Giro, l'entusiasmo riparte dal Basso

La vittoria dell'italiano ci restituisce un uomo, forse un campione, certo tanta passione in più per uno sport che cerca strade nuove.

Nibali, l'uomo nuovo

30/05/2010
Vincenzo Nibali, la sorpresa del Giro.
Vincenzo Nibali, la sorpresa del Giro.

Un po' di maglie rosa, una tappa, un gran buon lavoro, e in salita, a pro del capitano Basso, il terzo posto agganciato alla fine, all'Arena di Verona piena di folla che al ciclismo crede ancora, eccome, e che ha saputo aopplaudire anche lo spagnolo Arroyo, secondo e non nemico di nessuno. Vincenzo Nibali, un giovanotto siciliano di ventisei anni, dovrebbe, potrebbe essere il nostro uomo nuovo. Il problema è che non glielo urlino in troppi.

     Due Giri d'Italia stanieri (Contador spagnolo nel 2008 e Menchov russo nel 2009), più il Tour manco sognato, sembravano avere dimensionato assai il nostro ciclismo, che quest'anno non aveva ancora centrato, prima del Giro, un traguardo importante, una grande cosa.  Nibali doveva fare il Tour e basta, al Giro ha sostituito all'ultimo Pellizzotti, fermato dal passaporto biologico, il che non vuol dire che lui sia colpevole di doping o qualcosa di simile. Poteva, Nibali, correre rilassato, aveva gli alibi regolari, su tutti quello della non preparazione, o della preparazione non ad hoc. Invece ha fatto bene e benissimo, non si è mai lamentato di nulla e di nessuno. È stato onesto senza bisogno di essere anche polemico, come invece sembra che in troppe occasioni sia la regola, sia una necessità. Sembra avere le idee chiare e la testa buona per reggere persino alla grossa celebrità.
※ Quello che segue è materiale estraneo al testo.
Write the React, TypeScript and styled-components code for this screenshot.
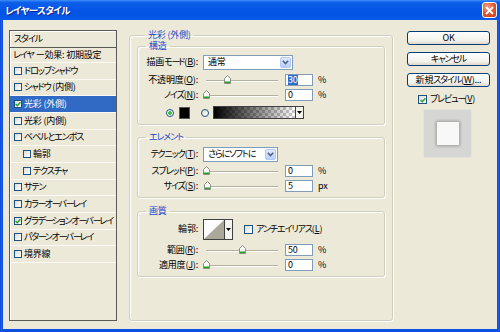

     Vero che tante, troppe volte nel ciclismo siamo stati smentiti, che il doping ha azzerato nostre previsioni, nostre constatazioni felici. Ma ci sembra che stavolta dovremmo procedere abbastanza tranquilli. E' nato un corridore vero, può nascere un campione autentico. E non solo: ci possiede la benedetta idea ottimistica che ci siano anche altri Nibali per strada, stanno pedalando onestamente, accanitamente ma non maniacalmente, verso la celebrità, fachirescamente ma non masochisticamente, verso il riconoscimento a tutto tondo del loro valore, lasciando dietro le ipotesi di chimica, peccaminosa  (e pericolosa) e facile. Cose insomma da vecchio ciclismo che però, alla faccia degli adoratori dei nuovi idoli, non vuole proprio saperne di morire. Aiutandoci e aiutandosi così, nello sport, a vivere.